“V” Bottom But Pullback Due Right About Now
Stocks closed at their highest levels since December 6th on Friday, wiping out 100% of the vicious and relentless selling wave I wrote about for so long. So far, the bottom has had the shape of a “V” which is not only rare, but generally uncomfortable for me as “V” bottoms are more characteristic of bear market than bulls. To counter that, there have been numerous confirmations that the rally since the Christmas low is a blast off of a new bull market leg. While I am much more inclined to side with the latter, I am also not dumb enough nor arrogant enough to believe I know better than the market. As I always do, we will take it day by day and week by week and see what the market tells us.
Stocks have come very far, very fast as I keep hearing from the pundits in the media. Well folks, that depends on your time frame. While the stock market closed at its highest level since December 6 and has recovered 100% of the vicious and relentless selling wave from last month, it’s right back at the price levels where we saw lows in October, November and early December. In other words, stocks went straight down and straight up. I also think they are due for a pause or pullback right here and now.

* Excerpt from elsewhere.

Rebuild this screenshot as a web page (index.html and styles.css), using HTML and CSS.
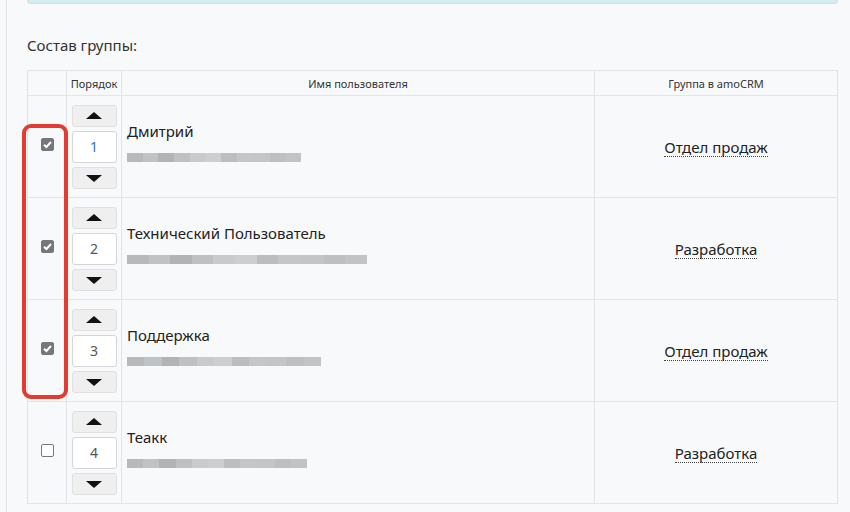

Looking at leadership I try to basically ignore it very early in a rally as we usually see the hardest hit stocks and sectors rally the most out of the gate. Now, don’t get me wrong. If we didn’t see those instruments run hard early on, I would certainly comment on it. However now, banks, biotech and energy have all led in 2019, two of the three sectors I like for 2019 in general. High yield bonds and levered loans have taken off and that adds more credence to the rally. The bulls have done nothing wrong to indicate anything more than a brief pullback is due, but with heightened volatility, it’s certainly no time to be complacent.